How a Visual, Drag-and-Drop Pipeline Makes This Practical
Understanding the theory of pipeline management is one thing. Actually doing it consistently is where most teams struggle - and that is almost always a tool problem. A pipeline buried in a spreadsheet or a list view is easy to ignore. A visual board that shows exactly where every deal sits, at a glance, is much harder to walk past.
Attriqs CRM is built around a visual, drag-and-drop deal pipeline designed for small and mid-sized teams who want to see their entire pipeline without training or configuration effort. You can move a deal from one stage to the next by dragging it, see deal values and close dates directly on the card, and get a running total for each stage column so you always know your pipeline value without exporting anything.
The MosAIc AI assistant inside Attriqs CRM can also help you act on what the pipeline is telling you - suggesting follow-ups for deals that have gone quiet, drafting outreach for a stalled proposal, or flagging deals where the close date has passed without activity. For teams that have struggled to keep a CRM current before, having a lightweight prompt at the right moment is often what closes the gap between intention and action.

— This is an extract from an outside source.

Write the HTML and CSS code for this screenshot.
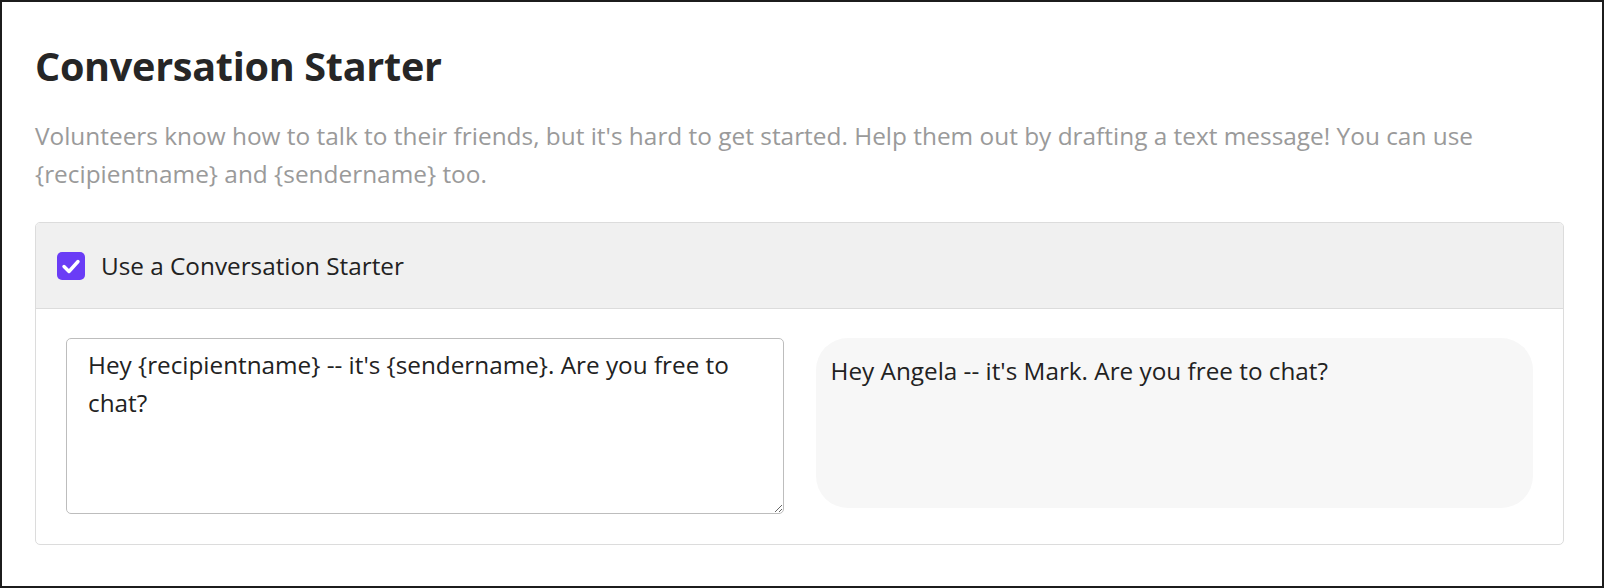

Attriqs CRM is currently in early access. The pipeline is one part of a broader system that includes contact and company management, a unified inbox for email, SMS, and calls, journeys and automation, and clear reporting - all in one place so your team is not switching between tools to find context.
Summary
Sales pipeline management comes down to three things: having a clear set of stages that reflect how your deals actually progress, keeping the data in those stages accurate and current, and reviewing the key metrics regularly enough to catch problems before they become revenue misses. A good pipeline is not a reporting tool for managers - it is the daily guide that tells every salesperson exactly what to do next and why.